3.1 Research question and aims This research will aim to explore, how Twitter can be used to assess a cities urban dynamics, with a some underlying sub-questions: 1. What kind of city does Twitter put forward for Manchester and Amsterdam? 2. Do previous scholarly views of Twitter still hold, when used for city research? 3. Can Twitter be used for a more fine-grained approach to city research? 3.2 Twitter as an object of study & research tool This research will use Twitter as a source of data, and as a way of grounding my research within a digital methods and new media context. Research undertaken by Miller, Java et al, Marwick and Boyd explored the earlier content of Twitter, also known as “Twitter I” (Rogers), in which they debate the usefulness that large quantities of Twitter data can hold. It was found in these earlier stages that Tweets typically were “devoid of substantive content” and full of “daily chatter” (Miller; Java et al). The propensity of banal tweets, help to shift the field of study from traditional literary methods towards understanding more phatic expression, where the “content is not king” (Malinowski; Miller). Steering research to objectify and analyse the platform, as spaces, not by its content.

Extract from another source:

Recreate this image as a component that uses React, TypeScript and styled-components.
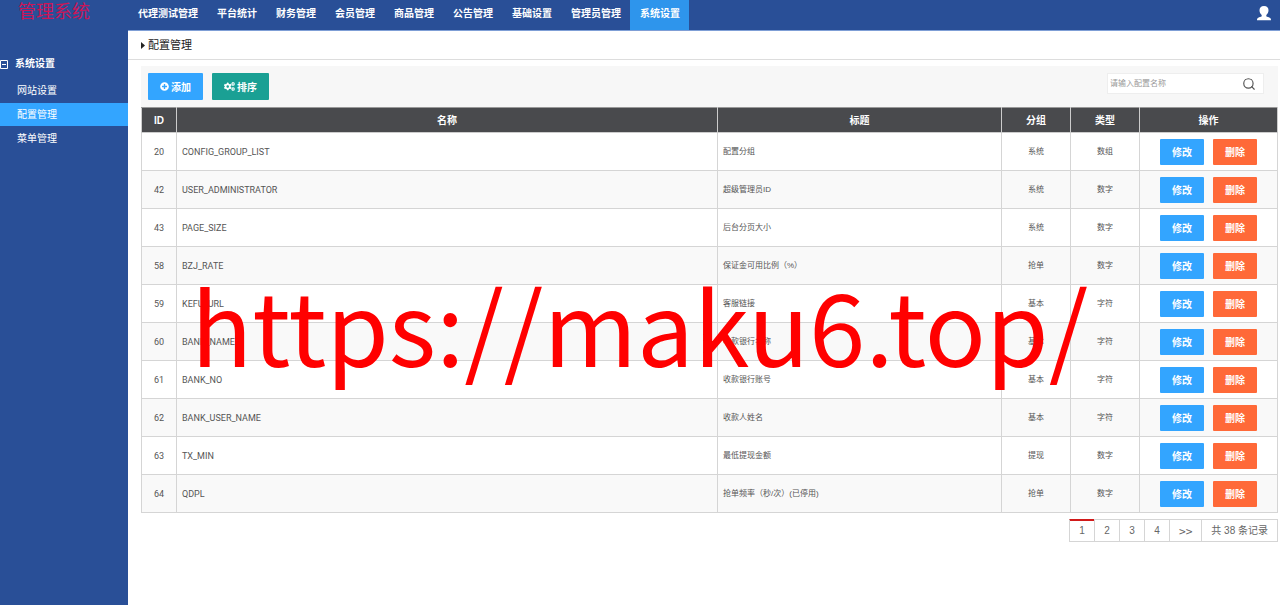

Miller felt that tweets did not convey any useful information, but the tweets and connections made through Twitter simply represent the “process of communication”, that is void of any beneficial information. Even so, if the Tweets are phatic in content, I argue they can still provide some meaning – especially if the Tweet has been voluntarily geo-tagged. A geo-located Tweet is a tweet to which a user has opted to add their latitude and longitude from the position they sent out the tweet. “Geo-located Twitter is one of the most freely and easily available global data sources that stores millions of digital and fully objective records of human activity located in space and time” (Hawelka et al). The user grants Twitter access to their GPS device and/ or the location from their mobile telephone, the co-ordinates is then be transmitted as meta-data5 attached to the 5 Metadata is often described as data about data, as it is a structured form of information that provides a detailed account, or explains, or locates, or otherwise allows the user to easily retrieve, use or manage an information resource (NISO).

(24)

tweet (Freelon). In addition, developing a connection with an individual is not necessarily based on verbal or textual communication; it is possible to connect with another individual without words (Rogers). If a Twitter user follows another Twitter user, without any tweets sent between them, the connection being visible still could have connotations that could be useful for research, such as Network analysis. Having this ambient connection creates and maintains a form of digital intimacy with another user (Reichelt), observing such a relationship in the digital world could have an influence to understanding the physical world. This image of Twitter changed, after the adjustments to Twitters tagline in November 2009, from “What are you doing?” to “What’s happening?” where there was a significant shift in the quality and content of Tweets (Rogers). Co-Founder Biz Stone shortly after the tagline alteration, publically renounced Twitter’s new purpose as a “discovery engine for finding out what is happening right now” (Stone). Roger’s argues that this “move from an ego to a reporting machine” was caused by an encouragement from the users and researchers that created an internal cultural shift on the platform (Rogers; Tate). However, it could be argued that this culture of Twitter being a reporting machine has always been in its foundations but just not utilised by the masses in this way. Twitter became the kaleidoscope to worldwide events in many occasions before its recent transformation. Facilitating revolutions in Iran, which demonstrated “as never before the power and influence of social media”, which coined the phrase “Iran’s Twitter Revolution” .The live documentation of Mumbai terrorist attacks in November 2008 (Arthur) or the San Diego Fires (Rogers), or the simple yet provocative Tweet of “Arrested.” that was composed by James Kalr Buck after being arrested in Egypt in 2008. It was a warning beacon that managed to reach thousands of people with just one tweet, which reverberated around the globe through the Twitter, which led to his subsequent release from prison. Therefore, I would argue Twitter has always had some involvement in live-reporting events, but now it has been recognised even more so for this purpose. It can provide access to a reverse chronological, constant stream of users with various viewpoints on contemporary global affairs.

(25)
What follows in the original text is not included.